I grew up in San Diego and went to The Bishop's School, at the time a girls' boarding and day school. My college counselor encouraged me to attend a rural women's college outside of Boston, and while I valued the academic experience, after two years I decided to transfer to a college closer to an urban area with a more diverse student body. I was about to send in my deposit to Scripps College, where my sister was attending, when I visited Oxy. I fell in love the minute I saw the campus, met some students, and learned more about the broad academic programs and proximity to Los Angeles. I never looked back.

What professors influenced you the most?
Emeritus Professor of History Brice Harris opened my eyes more broadly to the "real issues" in the Middle East. Today, when I read or hear about the challenges faced in the region, I often think of him and the discussions we had in classes around religion, social norms, culture, and conflict. 

Emeritus Professor of History Wellington Chan intensified my fascination with and knowledge of Asia, specifically Chinese art. I will always be grateful to him for exposing me to Buddhist ritual bronzes and deepening my knowledge and appreciation of the meaning of these magical works of art. 

Chevalier Professor of Diplomacy and World Affairs Edward Mill was especially influential. I first met him during my senior year when I took his class on the United Nations. I loved and flourished in that class, and it was then that I became enamored with potentially pursuing a career in the foreign service. In the class, I chose to be the U.N. representative to the People's Republic of China. Subsequently, Dr. Mill invited me to obtain an M.A. and to be his fellow in my first year as a DWA master's candidate. 

Sadly, he unexpectedly died between my first and second years in graduate school. I never did make it to Washington or to the State Department, but the foundation I ­acquired as a result of the DWA program was transformational both personally and professionally. 

How has your Oxy education served you after graduation?
Not a day has gone by which has not been influenced by what I learned or did at this wonderful place. My time at the College exposed me to all kinds of experiences that have helped to form my independence from traditional norms and thinking. I learned how to contextualize and not take what I read as fact, but rather interpretation. 

Now, in my profession as a banker, I work with a lot of analysts and those who look at "facts." The story behind those facts and their historical context are where I often find myself in discussions. 

My personal connections with clients are not through numbers, performance metrics, or industry comparisons. They are through common interests—reading, history, politics, global events, and other liberal arts topics. 

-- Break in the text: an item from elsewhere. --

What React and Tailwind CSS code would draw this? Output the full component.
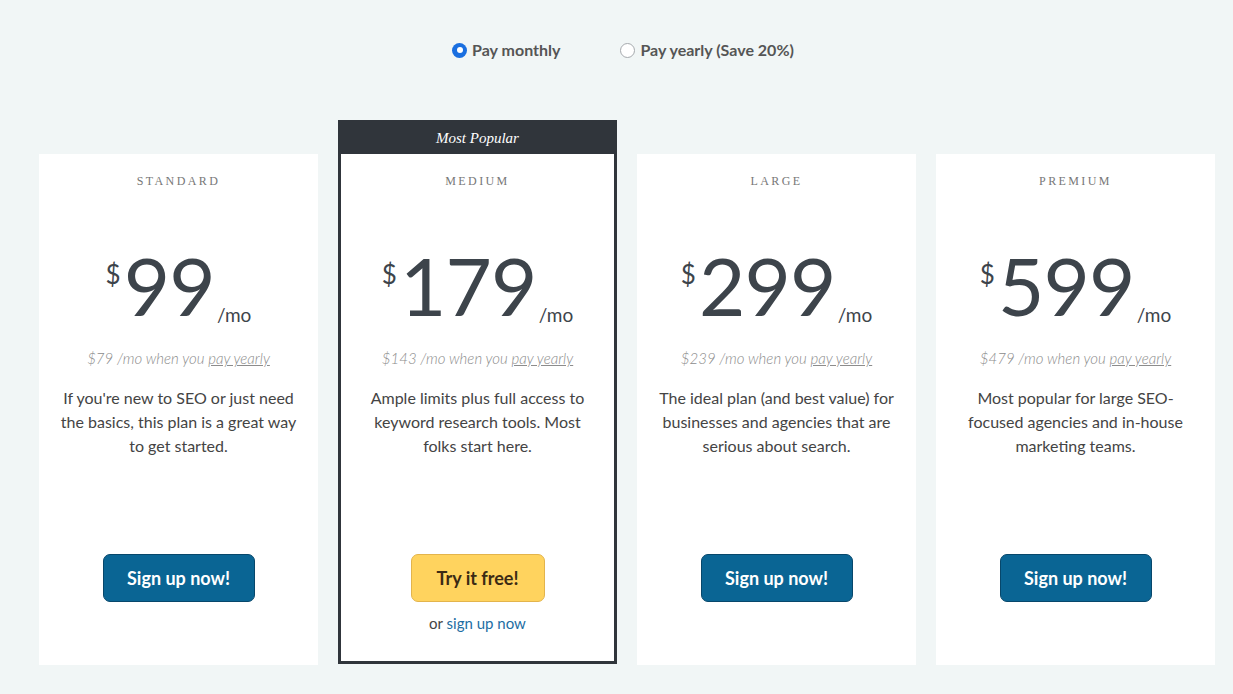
import React, { useState } from 'react';

const plans = [
  {
    name: 'STANDARD',
    price: '99',
    yearly: '$79',
    desc: "If you're new to SEO or just need the basics, this plan is a great way to get started.",
  },
  {
    name: 'MEDIUM',
    price: '179',
    yearly: '$143',
    desc: 'Ample limits plus full access to keyword research tools. Most folks start here.',
    popular: true,
  },
  {
    name: 'LARGE',
    price: '299',
    yearly: '$239',
    desc: 'The ideal plan (and best value) for businesses and agencies that are serious about search.',
  },
  {
    name: 'PREMIUM',
    price: '599',
    yearly: '$479',
    desc: 'Most popular for large SEO-focused agencies and in-house marketing teams.',
  },
];

// Radio dot used in the billing toggle
const Radio = ({ checked }) =>
  checked ? (
    <span className="flex h-[15px] w-[15px] items-center justify-center rounded-full bg-[#1a6fe0]">
      <span className="h-[6px] w-[6px] rounded-full bg-white" />
    </span>
  ) : (
    <span className="h-[15px] w-[15px] rounded-full border border-[#a5a9ad] bg-white" />
  );

const PlanBody = ({ plan }) => (
  <div className="flex flex-col items-center pt-[19px]">
    <div className="font-['Liberation_Serif',serif] text-[12px] leading-[16px] tracking-[0.2em] text-[#777]">
      {plan.name}
    </div>

    {/* Price */}
    <div className="mt-[56px] flex h-[80px] justify-center leading-none text-[#3d444b]">
      <span className="mt-[16px] mr-[3px] text-[26px]">$</span>
      <span className="text-[80px] tracking-[-0.01em]">{plan.price}</span>
      <span className="ml-[2px] self-end mb-[1px] text-[19px]">/mo</span>
    </div>

    <div className="mt-[23px] text-[15px] font-light italic leading-[20px] text-[#8c8c8c]">
      {plan.yearly} /mo when you <span className="underline">pay yearly</span>
    </div>

    <p className="mt-[18px] h-[168px] px-5 text-center text-[16px] leading-[24px] text-[#444]">
      {plan.desc}
    </p>

    {plan.popular ? (
      <>
        <button className="h-[48px] w-[134px] rounded-[7px] border border-[#e3b44c] bg-[#ffd35e] text-[18px] font-bold text-[#3b2a14]">
          Try it free!
        </button>
        <div className="mt-[11px] text-[15px] leading-[20px] text-[#444]">
          or <a className="text-[#1d6ea3]">sign up now</a>
        </div>
      </>
    ) : (
      <button className="h-[48px] w-[152px] rounded-[7px] border border-[#07476b] bg-[#0a6594] text-[18px] font-bold text-white">
        Sign up now!
      </button>
    )}
  </div>
);

export default function App() {
  const [billing, setBilling] = useState('monthly');

  return (
    <div className="min-h-[694px] bg-[#f1f6f6] pl-[39px] pr-[18px] font-['Lato',sans-serif]">
      {/* Billing toggle */}
      <div className="flex justify-center gap-[60px] pr-[8px] pt-[40px]">
        <label className="flex cursor-pointer items-center gap-[5px] text-[16px] font-bold leading-[20px] text-[#555]" onClick={() => setBilling('monthly')}>
          <Radio checked={billing === 'monthly'} />
          Pay monthly
        </label>
        <label className="flex cursor-pointer items-center gap-[5px] text-[16px] font-bold leading-[20px] text-[#555]" onClick={() => setBilling('yearly')}>
          <Radio checked={billing === 'yearly'} />
          Pay yearly (Save 20%)
        </label>
      </div>

      {/* Plan cards */}
      <div className="mt-[60px] flex items-start gap-[20px]">
        {plans.map((plan) =>
          plan.popular ? (
            <div key={plan.name} className="w-[279px] border-[3px] border-[#30353b] bg-[#30353b]">
              <div className="flex h-[31px] items-center justify-center font-['Liberation_Serif',serif] text-[15px] italic text-white">
                Most Popular
              </div>
              <div className="h-[507px] bg-white">
                <PlanBody plan={plan} />
              </div>
            </div>
          ) : (
            <div key={plan.name} className="mt-[34px] h-[511px] w-[279px] bg-white">
              <PlanBody plan={plan} />
            </div>
          )
        )}
      </div>
    </div>
  );
}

How would you compare Oxy today with your own undergraduate experience?
In my day, there were great professors who encouraged and embraced expression of different perspectives. There were movements and protests, debates and discussions, political groups and clubs, sororities and fraternities. Los Angeles was a place of engagement and discovery for those willing to explore its many opportunities. Those things which attracted me to the College back then are still evident today, and diversity—not just in the traditional sense, but also diversity of thought—is clearly present.

How did you get involved with the Board?
I was a volunteer for Oxy for a number of years with the alumni group in San Diego. When my husband and I moved to Los Angeles nine years ago, my friend Chris Calkins invited me to join the Board. It's been a wonderful journey, and I have been involved with many different aspects of the Board's work. The trustees are a diverse group of highly accomplished individuals, and they are deeply and selflessly committed to the success of the College and its constituents.

What do you see as the role of the Board in steering the direction of the College?
President Veitch is responsible for running Occidental and implementing the strategy to fulfill the mission of the College. The role of the Board of Trustees is to set that strategy in partnership with other constituents, ensure strong leadership, and secure the financial stability and viability of the institution. 

What are the Board's goals for the coming year? 
Specific goals for 2016-17 include monitoring and supporting the strategic plan and updating it where appropriate, defining and measuring success internally and externally using key performance indicators, and building a long-term plan to substantially grow our endowment. We have others, but these are among the key priorities.

What are the biggest challenges facing Oxy as we move ahead?
The cost of higher education has skyrocketed far beyond the cost of other goods and services. As I recall, my annual tuition at Oxy was in the $3,000 range. Now the tuition for a four-year, nonprofit, private liberal arts college is well beyond $50,000. That is a significant financial burden, and without financial assistance, most families cannot afford these costs. I believe the single most important challenge facing Oxy is to build the endowment to a level where the College is able to fund tuition for any student needing assistance.

Dean Knauer is retired, and the statute of limitations has expired. Is there anything about your undergraduate years that you now feel free to share?
Oh, boy! I remember doing a few things I would never admit to—perfectly legal, but not for public consumption, even now. I also lived off campus for most of my time at Oxy, so I did not feel so much under the watchful eye of Dean Knauer. Let's just say, my friends and I not only studied hard, but we also had our share of fun.

What's sitting on your bedside table, waiting to be read?
I read a lot for my work, but one of my greatest joys is having four or five books to look forward to. Right now, the following are ­sitting on my bedside table: The Map That Changed the World by Simon Winchester, Shakespeare's A Winter's Tale, Brunelleschi's Dome by Ross King, A Truck Full of Money by Tracy Kidder—and Goodnight Moon by Margaret Wise Brown, which I love to read to my grandson.